Mr.Mr. received mostly positive reviews from music critics – AllMusic's Heather Phares praised the album as showcasing the group's musical strengths, while Billboards Jeff Benjamin positively viewed the EP as a more "impressive" release compared to the group's previous album I Got a Boy (2013). The EP peaked atop the Gaon Album Chart and became the best-selling album by a girl group of 2014 in South Korea, as well as the fifth best-selling album overall. It also entered the Japanese Oricon chart at number 11.

== Songs ==

Mr.Mr. is composed of six songs, which feature "dazzling" electropop and R&B-pop genres. According to member Seohyun, the EP incorporates "exciting" R&B sounds with "cool, simple" melodies. The opening track, "Mr.Mr.", was composed by The Underdogs, who have worked with several American recording artists such as Beyoncé, Justin Timberlake, and Britney Spears. It has been described as an R&B-pop song infused with electropop. It also incorporates a hip hop beat and EDM-inspired buildups. The second song, "Goodbye," is a pop-rock track that is instrumented by snare drums and hi-hats. "Europa", meanwhile, draws from retro late-1980s Europop and disco-pop genres.

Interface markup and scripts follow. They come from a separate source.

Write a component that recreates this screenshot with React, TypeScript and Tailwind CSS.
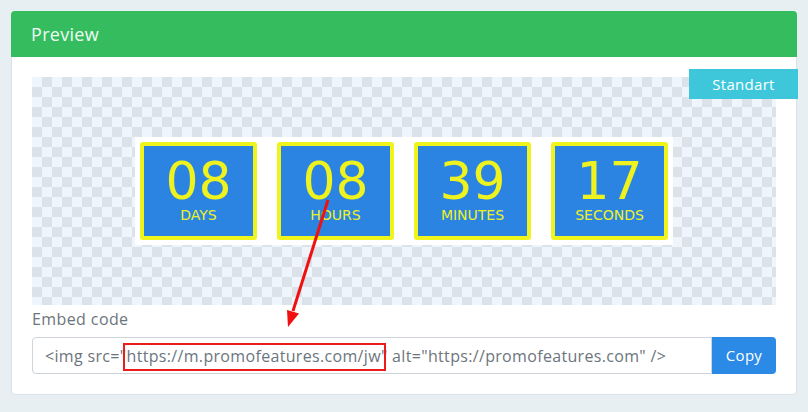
const units = [
  { value: '08', label: 'DAYS' },
  { value: '08', label: 'HOURS' },
  { value: '39', label: 'MINUTES' },
  { value: '17', label: 'SECONDS' },
]

function TimerBox({ value, label }: { value: string; label: string }) {
  return (
    <div className="flex h-[98px] w-[117px] flex-col items-center rounded-[3px] border-4 border-[#eef41c] bg-[#2c84e2] pt-[10px] font-['DejaVu_Sans',sans-serif] text-[#eef21e]">
      <span className="text-[52px] leading-[50px]">{value}</span>
      <span className="mt-[2px] text-[14px] leading-none">{label}</span>
    </div>
  )
}

export default function App() {
  return (
    <div className="relative min-h-screen bg-[#e8eff3] p-[11px] font-['Open_Sans',sans-serif]">
      <div className="relative rounded-[4px] border border-[#dce2e7] bg-white">
        {/* header */}
        <div className="-m-px flex h-[46px] items-center rounded-t-[4px] bg-[#34bc5e] px-[20px] text-[18px] tracking-[0.3px] text-[#effbf3]">
          Preview
        </div>

        <div className="p-[20px] pt-[21px]">
          {/* preview area */}
          <div className="relative flex h-[228px] items-center justify-center bg-[conic-gradient(#dbe2ea_25%,#eef5fd_0_50%,#dbe2ea_0_75%,#eef5fd_0)] bg-[length:20px_20px]">
            <span className="absolute -top-[8px] -right-[22px] flex h-[30px] w-[109px] items-center justify-center bg-[#3ec7db] text-[15px] tracking-[0.3px] text-white">
              Standart
            </span>
            <div className="flex gap-[20px] bg-white p-[5px]">
              {units.map((u) => (
                <TimerBox key={u.label} value={u.value} label={u.label} />
              ))}
            </div>
          </div>

          <div className="mt-[3px] mb-[6px] text-[16px] leading-[23px] tracking-[0.4px] text-[#6c757d]">
            Embed code
          </div>

          <div className="flex h-[37px]">
            <div className="flex flex-1 items-center rounded-l-[4px] border border-[#ced4da] px-[12px] text-[16px] tracking-[0.33px] whitespace-nowrap text-[#6c757d]">
              &lt;img src="
              <span className="relative inline-block leading-[20px]">
                https://m.promofeatures.com/jw
                <span className="absolute -top-[3px] -right-[5px] -bottom-[5px] -left-[4px] border-2 border-[#ec1c1c]" />
              </span>
              " alt="https://promofeatures.com" /&gt;
            </div>
            <button className="w-[64px] rounded-r-[4px] bg-[#2b8ae6] text-[15px] tracking-[0.3px] text-white">
              Copy
            </button>
          </div>
        </div>
      </div>

      {/* annotation arrow */}
      <svg
        className="pointer-events-none absolute top-0 left-0"
        width="808"
        height="412"
        viewBox="0 0 808 412"
      >
        <line x1="328" y1="200" x2="293" y2="311" stroke="#f01010" strokeWidth="3" />
        <polygon points="288,327 287,310 299,313.5" fill="#f01010" />
      </svg>
    </div>
  )
}
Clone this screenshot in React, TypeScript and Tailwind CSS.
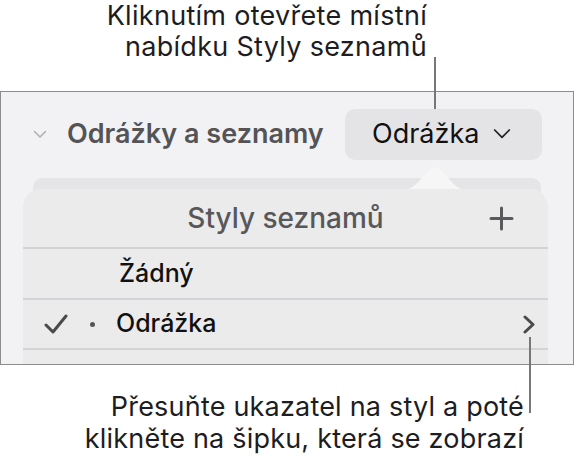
import React from "react";

const font = { fontFamily: "Inter, 'Noto Sans', sans-serif" };

function SmallChevron({ className, width = 1.6 }: { className?: string; width?: number }) {
  return (
    <svg viewBox="0 0 14 9" className={className} fill="none" stroke="currentColor" strokeWidth={width} strokeLinecap="round" strokeLinejoin="round">
      <path d="M1.5 1.5 L7 7 L12.5 1.5" />
    </svg>
  );
}

export default function App() {
  return (
    <div className="relative w-[575px] h-[466px] bg-white overflow-hidden text-black" style={font}>
      {/* top callout */}
      <div className="pr-[148px] text-right text-[27px] leading-[31px] tracking-[0.3px] text-[#1d1d1f]">
        <p>Kliknutím otevřete místní</p>
        <p>nabídku Styly seznamů</p>
      </div>

      {/* frame */}
      <div className="relative mt-[29px] w-[574px] h-[274px] border border-[#8d8d8d] bg-[#f2f2f4] overflow-hidden">
        <div className="flex items-center h-[52px] mt-[16px] pl-[32px] pr-[31px]">
          <SmallChevron className="w-[14px] h-[9px] text-[#b0b0b3]" />
          <span className="ml-[20px] text-[27px] font-semibold text-[#545456]">Odrážky a seznamy</span>
          <div className="ml-auto flex items-center h-[51px] w-[197px] rounded-[10px] bg-[#e4e4e7] pl-[27px]">
            <span className="text-[27px] text-[#111]">Odrážka</span>
            <SmallChevron className="ml-[12px] w-[22px] h-[12px] text-[#222]" width={1.3} />
          </div>
        </div>

        {/* panel under the popover */}
        <div className="mt-[18px] mx-[32px] h-[40px] rounded-[9px] bg-[#e5e5e8]" />

        {/* popover arrow */}
        <svg className="absolute left-[403px] top-[74px] w-[62px] h-[24px]" viewBox="0 0 62 24">
          <path d="M0 24 C13 24 23 1 31 1 C39 1 49 24 62 24 Z" fill="#f6f6f7" />
        </svg>

        {/* popover */}
        <div className="absolute left-[22px] top-[97px] w-[525px] h-[200px] rounded-t-[18px] bg-[#ebebeb]">
          <div className="relative flex items-center justify-center h-[58px]">
            <span className="text-[28px] font-medium text-[#58585a]">Styly seznamů</span>
            <svg className="absolute left-[466px] top-[17px] w-[25px] h-[25px]" viewBox="0 0 25 25" stroke="#5a5a5c" strokeWidth="3" strokeLinecap="round">
              <path d="M12.5 2 V23 M2 12.5 H23" />
            </svg>
          </div>
          <div className="h-[2px] bg-[#d3d3d5]" />
          <div className="flex items-center h-[49px] pl-[96px]">
            <span className="text-[25px] font-medium text-[#111]">Žádný</span>
          </div>
          <div className="h-[2px] bg-[#d3d3d5]" />
          <div className="flex items-center h-[48px]">
            <svg className="ml-[21px] w-[24px] h-[20px]" viewBox="0 0 24 20" fill="none" stroke="#4a4a4c" strokeWidth="3" strokeLinecap="round" strokeLinejoin="round">
              <path d="M2 11 L9 18 L22 2" />
            </svg>
            <span className="ml-[22px] w-[5px] h-[5px] rounded-full bg-[#555]" />
            <span className="ml-[21px] text-[25px] font-medium text-[#111]">Odrážka</span>
            <svg className="ml-auto mr-[13px] w-[12px] h-[19px]" viewBox="0 0 12 19" fill="none" stroke="#4a4a4c" strokeWidth="3" strokeLinecap="round" strokeLinejoin="round">
              <path d="M2 2 L10 9.5 L2 17" />
            </svg>
          </div>
          <div className="h-[2px] bg-[#d3d3d5]" />
        </div>
      </div>

      {/* bottom callout */}
      <div className="mt-[26px] pr-[51px] text-right text-[27px] leading-[32px] tracking-[0.2px] text-[#1d1d1f]">
        <p>Přesuňte ukazatel na styl a poté</p>
        <p>klikněte na šipku, která se zobrazí</p>
      </div>

      {/* leader lines */}
      <div className="absolute left-[434px] top-[57px] w-[2px] h-[52px] bg-[#777]" />
      <div className="absolute left-[529px] top-[337px] w-[2px] h-[76px] bg-[#777]" />
    </div>
  );
}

"Wait a Minute" was described as a "bouncy" jazz-pop track with "beautiful [harmonizations]", and "Back Hug" features a "simple, snappy" R&B production. The EP concludes with "Soul" – an uptempo Korean version of the group's first original Chinese recording, "Find Your Soul", released in 2013. The original version was used as the theme song on commercials for the Korean MMORPG video game, Blade & Soul, in Chinese-language markets across Asia.

==Release and promotion==
Mr.Mr. was released for digital download worldwide on February 24, 2014, under SM Entertainment and KT Music, while the physical version was made available in South Korea on February 27, 2014, by the same labels. The title track served as the EP's lead single and it was released to South Korean mainstream radio on February 25, 2014.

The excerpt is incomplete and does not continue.